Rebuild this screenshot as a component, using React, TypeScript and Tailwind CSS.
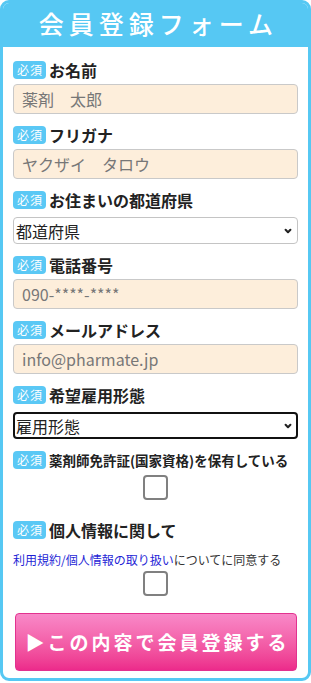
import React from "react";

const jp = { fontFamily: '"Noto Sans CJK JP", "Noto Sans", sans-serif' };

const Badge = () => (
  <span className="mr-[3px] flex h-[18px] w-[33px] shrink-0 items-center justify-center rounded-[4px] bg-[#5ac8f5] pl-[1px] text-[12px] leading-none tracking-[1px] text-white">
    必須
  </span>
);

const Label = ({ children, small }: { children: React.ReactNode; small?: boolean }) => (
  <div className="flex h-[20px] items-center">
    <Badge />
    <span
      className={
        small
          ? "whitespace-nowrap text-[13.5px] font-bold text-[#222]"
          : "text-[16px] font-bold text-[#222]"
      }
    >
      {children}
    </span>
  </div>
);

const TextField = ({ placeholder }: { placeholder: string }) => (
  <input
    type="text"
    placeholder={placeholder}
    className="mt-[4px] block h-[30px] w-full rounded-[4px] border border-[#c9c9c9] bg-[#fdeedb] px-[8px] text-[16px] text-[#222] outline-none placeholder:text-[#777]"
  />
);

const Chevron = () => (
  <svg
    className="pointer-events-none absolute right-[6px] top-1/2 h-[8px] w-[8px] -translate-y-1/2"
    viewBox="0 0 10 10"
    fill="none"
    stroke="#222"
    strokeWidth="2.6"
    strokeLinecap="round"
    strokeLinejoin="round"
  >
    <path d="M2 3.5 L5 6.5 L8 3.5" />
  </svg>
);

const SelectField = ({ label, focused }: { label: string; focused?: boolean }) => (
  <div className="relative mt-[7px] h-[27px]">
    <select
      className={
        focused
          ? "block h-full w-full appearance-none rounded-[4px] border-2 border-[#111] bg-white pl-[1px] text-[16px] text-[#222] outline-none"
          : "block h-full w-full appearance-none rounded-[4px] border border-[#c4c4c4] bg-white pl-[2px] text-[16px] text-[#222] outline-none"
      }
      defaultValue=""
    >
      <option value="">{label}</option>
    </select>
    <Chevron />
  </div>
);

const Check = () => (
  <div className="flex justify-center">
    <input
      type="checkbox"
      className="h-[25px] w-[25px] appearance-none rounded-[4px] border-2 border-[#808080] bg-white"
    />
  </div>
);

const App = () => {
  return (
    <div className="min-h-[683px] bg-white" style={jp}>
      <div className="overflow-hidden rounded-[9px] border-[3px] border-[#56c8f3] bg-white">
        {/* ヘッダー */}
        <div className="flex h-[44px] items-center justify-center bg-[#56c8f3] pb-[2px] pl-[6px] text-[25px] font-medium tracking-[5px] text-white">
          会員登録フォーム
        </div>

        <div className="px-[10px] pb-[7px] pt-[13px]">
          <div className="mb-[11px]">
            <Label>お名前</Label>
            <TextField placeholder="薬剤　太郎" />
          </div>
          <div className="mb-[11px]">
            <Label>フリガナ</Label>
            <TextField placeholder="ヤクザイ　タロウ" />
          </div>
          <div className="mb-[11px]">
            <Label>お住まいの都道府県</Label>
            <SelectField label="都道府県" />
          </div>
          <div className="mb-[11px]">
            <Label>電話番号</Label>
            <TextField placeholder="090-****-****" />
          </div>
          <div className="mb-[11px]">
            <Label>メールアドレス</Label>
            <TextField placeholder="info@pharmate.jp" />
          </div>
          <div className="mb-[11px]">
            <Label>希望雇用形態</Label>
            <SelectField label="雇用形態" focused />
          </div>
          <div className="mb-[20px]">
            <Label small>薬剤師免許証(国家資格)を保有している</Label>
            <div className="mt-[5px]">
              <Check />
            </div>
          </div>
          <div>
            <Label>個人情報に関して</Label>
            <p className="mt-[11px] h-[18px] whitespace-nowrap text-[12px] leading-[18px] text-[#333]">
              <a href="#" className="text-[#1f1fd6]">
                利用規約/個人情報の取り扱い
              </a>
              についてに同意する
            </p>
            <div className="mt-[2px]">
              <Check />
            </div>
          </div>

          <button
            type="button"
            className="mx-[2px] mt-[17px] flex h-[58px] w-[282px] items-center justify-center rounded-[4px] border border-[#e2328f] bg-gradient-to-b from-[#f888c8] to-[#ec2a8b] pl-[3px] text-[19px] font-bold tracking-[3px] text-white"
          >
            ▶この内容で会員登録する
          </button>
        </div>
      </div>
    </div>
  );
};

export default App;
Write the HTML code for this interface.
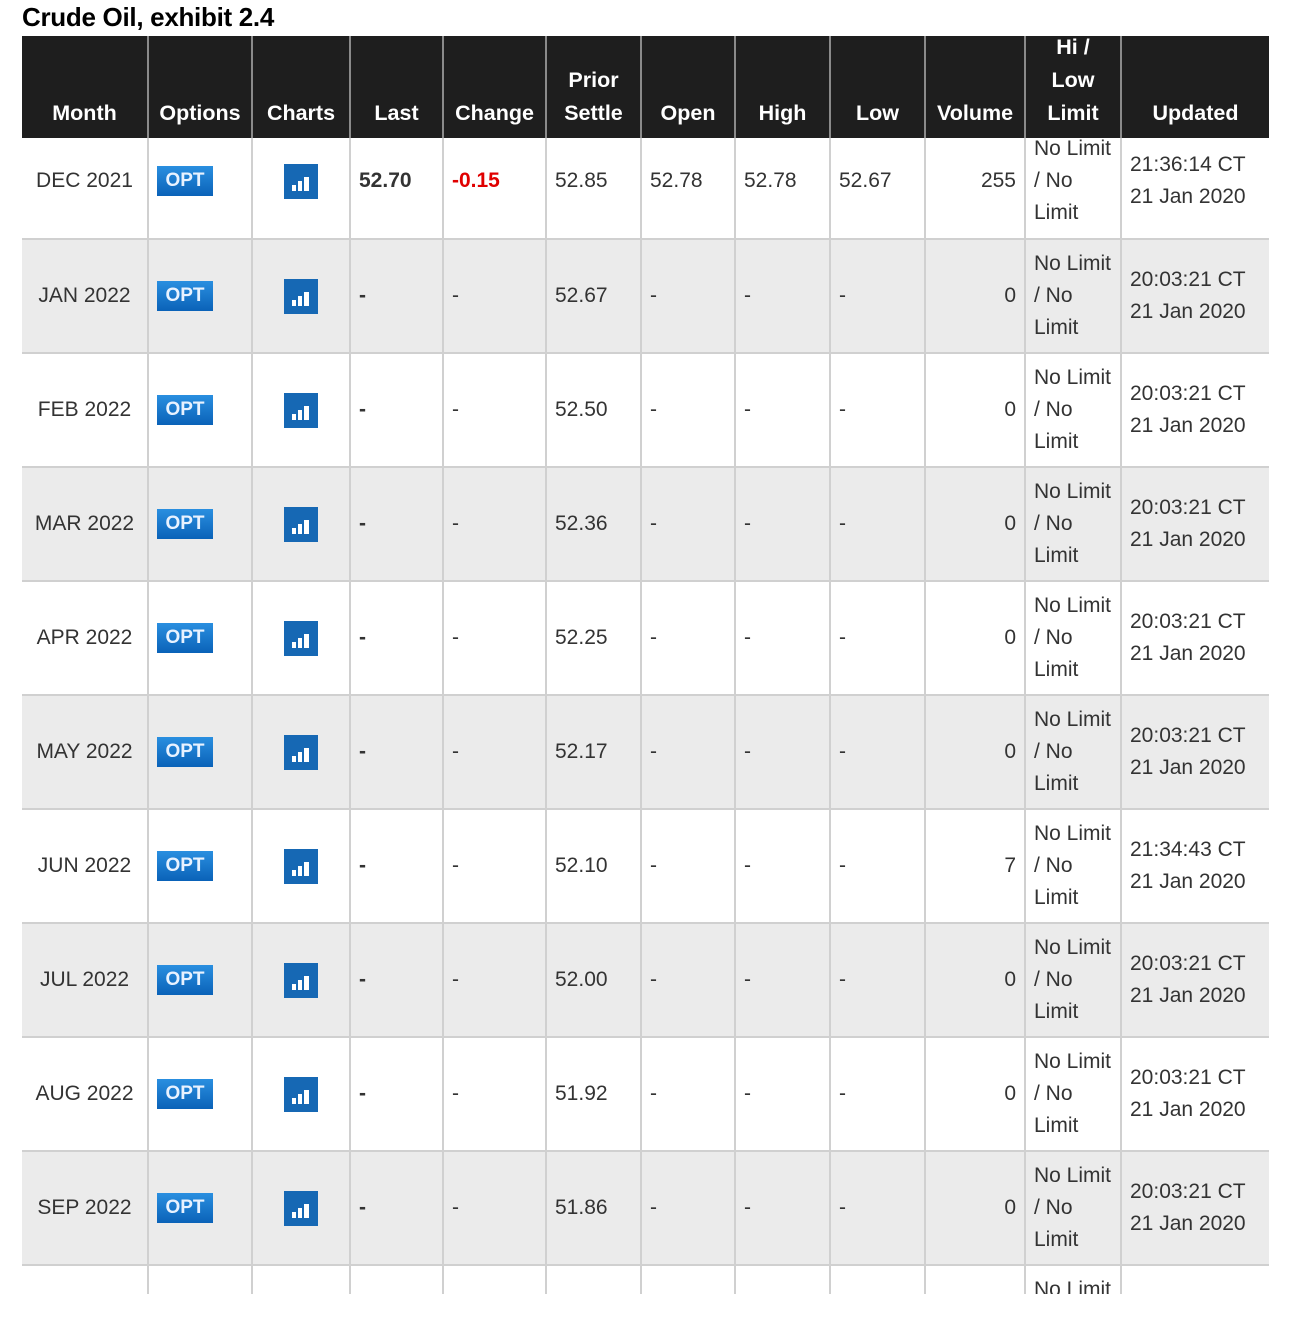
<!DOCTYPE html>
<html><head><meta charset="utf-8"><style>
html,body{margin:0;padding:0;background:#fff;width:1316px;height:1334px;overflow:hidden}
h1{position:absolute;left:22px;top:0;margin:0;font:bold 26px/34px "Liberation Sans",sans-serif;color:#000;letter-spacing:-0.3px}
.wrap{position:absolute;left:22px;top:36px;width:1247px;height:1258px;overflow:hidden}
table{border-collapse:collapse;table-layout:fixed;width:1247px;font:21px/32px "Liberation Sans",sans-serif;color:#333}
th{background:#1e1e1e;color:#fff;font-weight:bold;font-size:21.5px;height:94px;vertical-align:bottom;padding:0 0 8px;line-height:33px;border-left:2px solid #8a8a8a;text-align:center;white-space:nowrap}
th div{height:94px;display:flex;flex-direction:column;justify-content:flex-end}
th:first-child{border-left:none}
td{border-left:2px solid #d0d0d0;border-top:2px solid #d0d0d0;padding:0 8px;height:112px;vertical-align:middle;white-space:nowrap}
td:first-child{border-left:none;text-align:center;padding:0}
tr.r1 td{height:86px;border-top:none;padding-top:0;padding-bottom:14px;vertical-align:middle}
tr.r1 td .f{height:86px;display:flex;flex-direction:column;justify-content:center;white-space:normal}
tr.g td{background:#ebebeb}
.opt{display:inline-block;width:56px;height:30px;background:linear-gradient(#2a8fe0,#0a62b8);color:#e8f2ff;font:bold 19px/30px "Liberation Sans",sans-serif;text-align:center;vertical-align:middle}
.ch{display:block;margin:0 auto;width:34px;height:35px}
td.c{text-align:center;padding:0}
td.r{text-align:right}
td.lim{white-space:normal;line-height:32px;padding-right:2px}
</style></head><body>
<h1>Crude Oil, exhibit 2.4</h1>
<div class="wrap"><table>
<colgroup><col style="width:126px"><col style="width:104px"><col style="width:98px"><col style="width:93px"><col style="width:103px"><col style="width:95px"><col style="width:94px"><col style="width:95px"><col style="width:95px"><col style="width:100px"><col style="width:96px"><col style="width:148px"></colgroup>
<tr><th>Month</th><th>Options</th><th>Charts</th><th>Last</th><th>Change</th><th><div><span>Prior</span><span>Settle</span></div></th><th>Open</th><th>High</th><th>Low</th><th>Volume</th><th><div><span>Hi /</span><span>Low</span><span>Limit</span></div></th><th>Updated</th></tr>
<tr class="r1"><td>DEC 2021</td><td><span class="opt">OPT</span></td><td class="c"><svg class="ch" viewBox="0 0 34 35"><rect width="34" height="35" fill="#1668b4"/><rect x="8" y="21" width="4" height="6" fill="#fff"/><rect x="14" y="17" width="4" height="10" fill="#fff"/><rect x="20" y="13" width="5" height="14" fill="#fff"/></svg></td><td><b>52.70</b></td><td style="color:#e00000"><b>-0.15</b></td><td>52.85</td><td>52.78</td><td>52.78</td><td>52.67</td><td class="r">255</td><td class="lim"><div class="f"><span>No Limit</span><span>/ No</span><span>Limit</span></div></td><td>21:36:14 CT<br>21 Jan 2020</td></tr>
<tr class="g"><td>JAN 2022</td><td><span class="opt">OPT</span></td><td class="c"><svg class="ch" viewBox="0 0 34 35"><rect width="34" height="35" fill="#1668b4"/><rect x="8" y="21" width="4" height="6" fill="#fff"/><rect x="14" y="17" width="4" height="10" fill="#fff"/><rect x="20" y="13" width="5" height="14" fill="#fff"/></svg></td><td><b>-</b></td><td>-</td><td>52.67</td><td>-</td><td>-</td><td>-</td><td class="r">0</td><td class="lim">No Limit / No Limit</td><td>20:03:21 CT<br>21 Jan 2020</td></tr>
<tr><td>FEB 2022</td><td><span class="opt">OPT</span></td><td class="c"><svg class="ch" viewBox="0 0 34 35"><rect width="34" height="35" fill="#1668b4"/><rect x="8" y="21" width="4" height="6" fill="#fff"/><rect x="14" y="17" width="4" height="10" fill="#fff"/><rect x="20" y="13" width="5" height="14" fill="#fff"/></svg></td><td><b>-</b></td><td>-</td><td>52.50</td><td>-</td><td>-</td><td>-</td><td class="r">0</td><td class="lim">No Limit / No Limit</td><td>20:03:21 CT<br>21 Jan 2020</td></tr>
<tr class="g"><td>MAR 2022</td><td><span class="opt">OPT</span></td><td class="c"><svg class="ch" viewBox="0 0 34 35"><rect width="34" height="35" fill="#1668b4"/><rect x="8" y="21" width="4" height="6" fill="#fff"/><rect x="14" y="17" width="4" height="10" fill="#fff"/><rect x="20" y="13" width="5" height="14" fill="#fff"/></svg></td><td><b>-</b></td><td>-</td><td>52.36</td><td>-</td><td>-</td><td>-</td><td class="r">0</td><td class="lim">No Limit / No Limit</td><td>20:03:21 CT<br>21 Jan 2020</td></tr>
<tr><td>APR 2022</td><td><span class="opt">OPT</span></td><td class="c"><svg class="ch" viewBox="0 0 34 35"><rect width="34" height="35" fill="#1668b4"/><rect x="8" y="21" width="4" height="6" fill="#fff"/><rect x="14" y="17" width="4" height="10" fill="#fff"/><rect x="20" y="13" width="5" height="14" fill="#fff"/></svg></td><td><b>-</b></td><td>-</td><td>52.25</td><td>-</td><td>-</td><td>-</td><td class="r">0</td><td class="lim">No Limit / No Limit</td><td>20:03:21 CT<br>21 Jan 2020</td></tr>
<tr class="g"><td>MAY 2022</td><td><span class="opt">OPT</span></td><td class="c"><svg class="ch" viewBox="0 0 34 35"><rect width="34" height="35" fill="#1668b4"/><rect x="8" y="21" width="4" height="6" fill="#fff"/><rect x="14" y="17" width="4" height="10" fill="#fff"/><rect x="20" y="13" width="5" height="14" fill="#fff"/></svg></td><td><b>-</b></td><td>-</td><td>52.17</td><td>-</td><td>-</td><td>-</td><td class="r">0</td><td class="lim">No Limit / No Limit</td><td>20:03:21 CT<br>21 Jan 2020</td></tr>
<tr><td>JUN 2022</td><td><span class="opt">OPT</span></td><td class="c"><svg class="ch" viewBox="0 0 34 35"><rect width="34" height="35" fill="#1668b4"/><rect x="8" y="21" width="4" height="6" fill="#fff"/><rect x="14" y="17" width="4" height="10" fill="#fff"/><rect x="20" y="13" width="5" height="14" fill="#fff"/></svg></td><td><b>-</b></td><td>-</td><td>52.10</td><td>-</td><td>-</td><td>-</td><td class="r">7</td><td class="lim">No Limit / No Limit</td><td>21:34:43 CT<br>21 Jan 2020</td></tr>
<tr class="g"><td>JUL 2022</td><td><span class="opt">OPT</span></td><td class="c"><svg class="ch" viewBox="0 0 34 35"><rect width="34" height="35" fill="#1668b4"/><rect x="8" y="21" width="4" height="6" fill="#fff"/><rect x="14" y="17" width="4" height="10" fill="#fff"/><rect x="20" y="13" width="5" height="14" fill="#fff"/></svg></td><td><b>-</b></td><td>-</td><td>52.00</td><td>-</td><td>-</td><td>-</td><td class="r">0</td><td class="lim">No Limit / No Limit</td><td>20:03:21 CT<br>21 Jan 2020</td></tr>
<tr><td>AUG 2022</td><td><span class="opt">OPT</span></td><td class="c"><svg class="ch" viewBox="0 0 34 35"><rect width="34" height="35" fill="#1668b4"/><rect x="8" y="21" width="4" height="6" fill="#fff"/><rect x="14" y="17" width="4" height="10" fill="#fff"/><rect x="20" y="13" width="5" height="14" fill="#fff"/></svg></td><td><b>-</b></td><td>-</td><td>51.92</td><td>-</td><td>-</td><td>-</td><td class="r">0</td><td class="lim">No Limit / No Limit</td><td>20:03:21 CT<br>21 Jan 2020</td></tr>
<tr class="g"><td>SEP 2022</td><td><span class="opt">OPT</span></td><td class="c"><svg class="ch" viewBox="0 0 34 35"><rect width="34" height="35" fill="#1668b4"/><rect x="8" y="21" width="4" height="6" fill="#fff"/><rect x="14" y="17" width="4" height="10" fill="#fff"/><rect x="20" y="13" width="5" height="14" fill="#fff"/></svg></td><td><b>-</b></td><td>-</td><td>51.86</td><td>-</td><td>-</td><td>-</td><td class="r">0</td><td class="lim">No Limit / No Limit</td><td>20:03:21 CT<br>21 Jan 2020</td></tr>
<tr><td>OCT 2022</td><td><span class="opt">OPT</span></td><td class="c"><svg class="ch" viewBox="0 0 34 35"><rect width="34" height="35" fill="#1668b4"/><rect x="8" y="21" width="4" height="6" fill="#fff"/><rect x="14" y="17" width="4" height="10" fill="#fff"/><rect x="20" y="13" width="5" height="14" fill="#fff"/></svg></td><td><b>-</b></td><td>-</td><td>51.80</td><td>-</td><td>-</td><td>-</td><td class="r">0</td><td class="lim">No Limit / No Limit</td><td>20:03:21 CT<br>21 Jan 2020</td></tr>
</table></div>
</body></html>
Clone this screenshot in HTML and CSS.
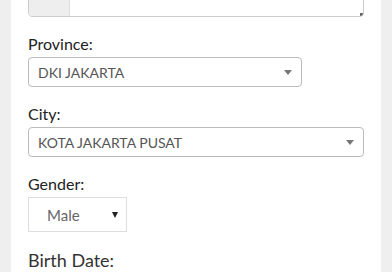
====================
## REQUIRED TASK
Gather each line in these records that contains the string "this".

## EXERCISE SOLUTION
Rebuild this screenshot as a component, using React, TypeScript and Tailwind CSS.
Write the HTML code for this interface.
Clone this screenshot in HTML and CSS.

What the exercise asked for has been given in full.